LAST YEAR'S FUTURE BOOK STORE

          I just finished reading Robert J. Sawyer’s Flashforward, which served as “inspiration” for the television series.  I love the series, and I really enjoyed the book, but the differences between the two are even more pronounced than is usually the case when books are made into film.  The book is much less about the mystery of what caused the blackout and visions, and more about the psychological effects and ramifications, and intellectual extrapolation on what it all means.  Then at the end it gets pretty cosmic and shoots off WAY into the far-distant future.  Fascinating.
          But the one page I dog-eared (I’m not proud of it!  I’m sorry!) so I’d be able to find it later was a scene set in the author’s vision of what book stores would be like ten years into the future.  But he wrote it in 1999, so his future was actually last year!
          It’s interesting, so I shall provide the passage here:
I wish this edition's cover didn't so heavily
reflect the TV series.
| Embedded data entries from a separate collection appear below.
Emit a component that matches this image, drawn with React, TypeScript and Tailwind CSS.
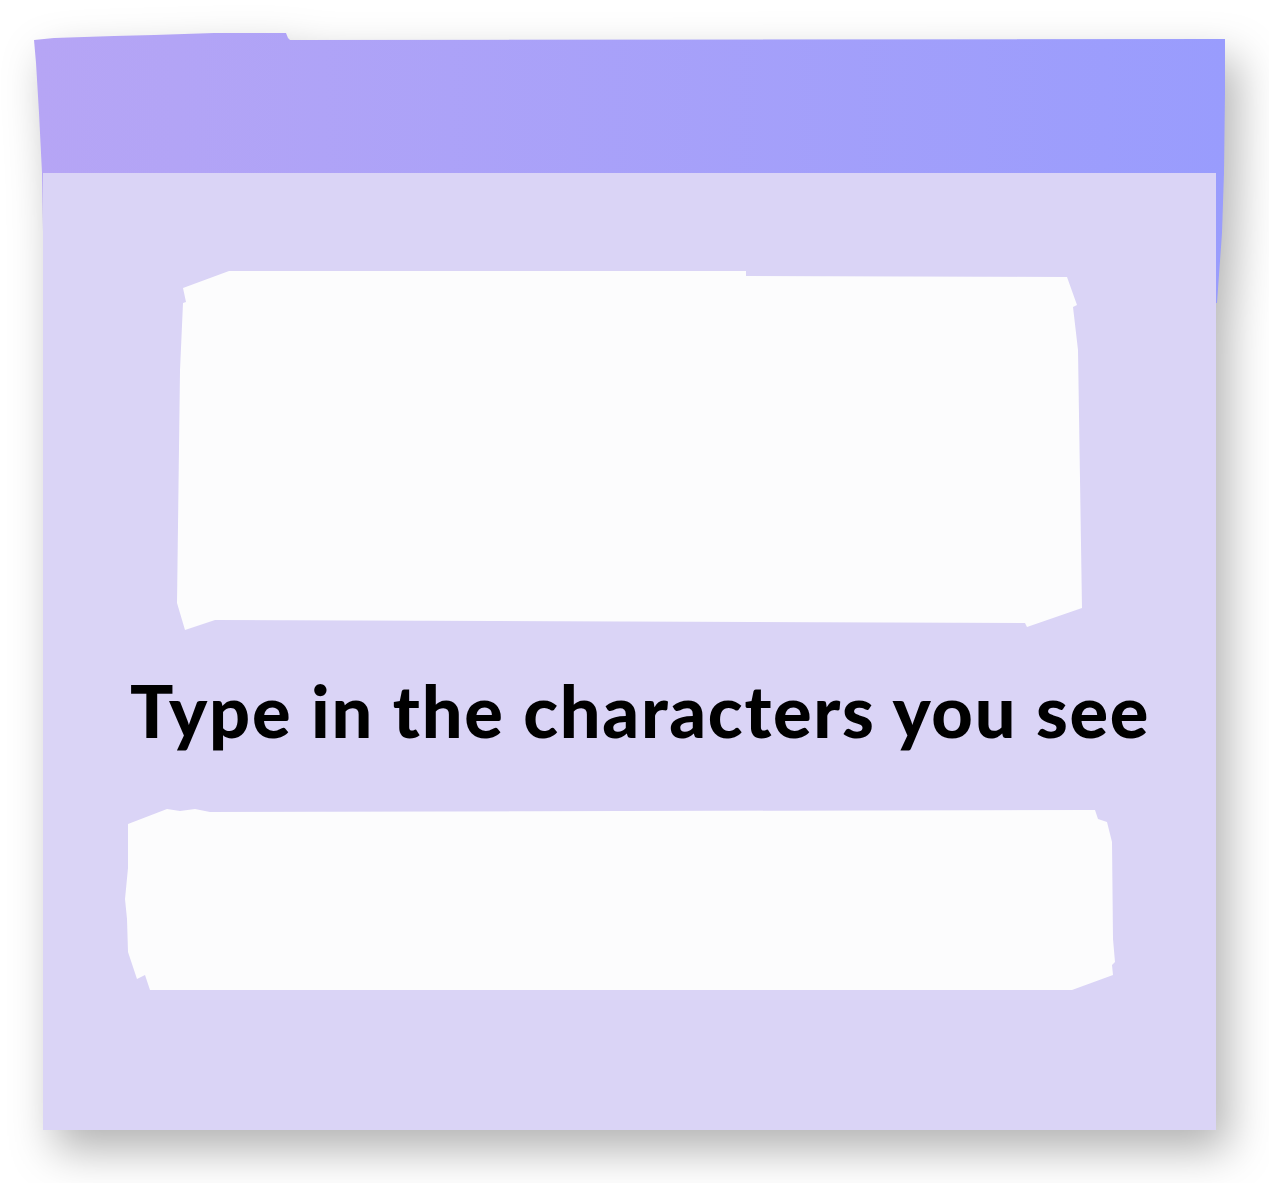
export default function App() {
  return (
    <div className="w-[1269px] h-[1183px] bg-white overflow-hidden pt-[33px] pl-[34px]">
      {/* Window card */}
      <div className="w-[1191px] flex flex-col drop-shadow-[12px_20px_22px_rgba(0,0,0,0.3)]">
        {/* Title bar, runs down a little behind the body */}
        <div className="h-[270px] bg-gradient-to-r from-[#b6a5f5] to-[#999cfd] [clip-path:polygon(0px_7px,20px_5px,50px_4px,80px_3px,120px_2px,180px_0px,252px_0px,254px_5px,256px_7px,1191px_6px,1191px_60px,1190px_140px,1188px_200px,1183px_270px,10px_270px,9px_200px,8px_140px,5px_80px,2px_30px)]" />

        {/* Body */}
        <div className="relative -mt-[130px] mx-[9px] h-[957px] bg-[#dad4f6] flex flex-col pt-[97px]">
          {/* Picture area */}
          <div className="ml-[134px] w-[906px] h-[361px] bg-[#fcfcfd] [clip-path:polygon(52px_1px,569px_1px,569px_6px,890px_7px,900px_35px,896px_37px,901px_80px,905px_338px,850px_357px,848px_353px,38px_350px,8px_360px,0px_333px,3px_100px,6px_33px,9px_32px,6px_18px)]" />

          {/* Prompt */}
          <p className="mt-[43px] ml-[21px] text-center text-[72px] leading-[72px] font-black text-black tracking-[1.7px] [font-family:Lato,'Liberation_Sans',sans-serif]">
            Type in the characters you see
          </p>

          {/* Input area */}
          <div className="mt-[62px] ml-[81px] w-[992px] h-[184px] bg-[#fcfcfd] [clip-path:polygon(4px_16px,43px_1px,56px_3px,71px_1px,86px_4px,971px_2px,974px_11px,983px_14px,988px_34px,989px_131px,991px_154px,988px_157px,989px_167px,948px_182px,26px_182px,21px_167px,13px_171px,4px_144px,3px_111px,1px_91px,4px_60px)]" />
        </div>
      </div>
    </div>
  )
}
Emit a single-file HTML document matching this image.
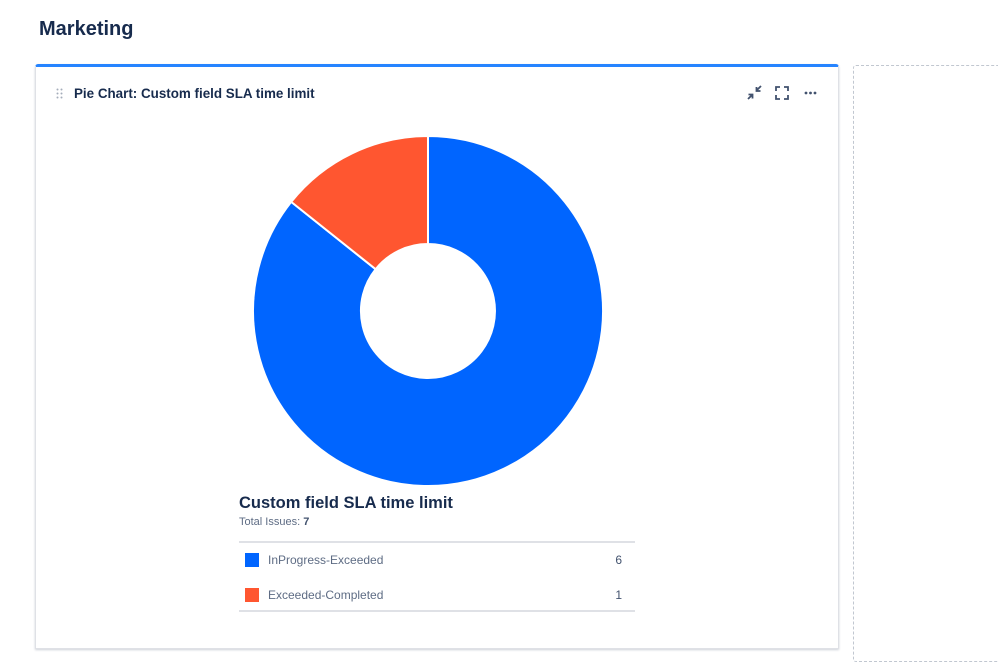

But I'm just being picky.

(Following excerpt from Flashforward, by Robert J. Sawyer, copyright 1999)

Day Eight: Tuesday, April 28, 2009

Jake and Carly Tompkins could have met at TRIUMF, but they decided not to.  Instead, they met at the Chapters superstore in the Vancouver suburb of Burnaby.  This one still devoted about half its space to actual pre-printed books that were for sale: guaranteed bestsellers by Stephen King, John Grisham, and Coyote Rolf.  But the rest of the facility was taken up by individual display copies of titles that could be printed on demand.  It took only fifteen minutes to produce a single copy of any book, either in mass-market paperback or as an octavo hardcover.  Large-print editions could be had, as well, and computer-translated editions in any one of twenty-four languages could be produced in only an additional few minutes.  And, of course, no title was ever out of stock.
          In a brilliant bit of preadaptive evolution, book superstores had been building coffee shops into their facilities for twenty years now—giving people the perfect place to spend some pleasant time while their custom books were printed.  Jake got to Chapters early, entered the attached Starbucks, ordered himself a tall decaffeinated Sumatra, and found a seat.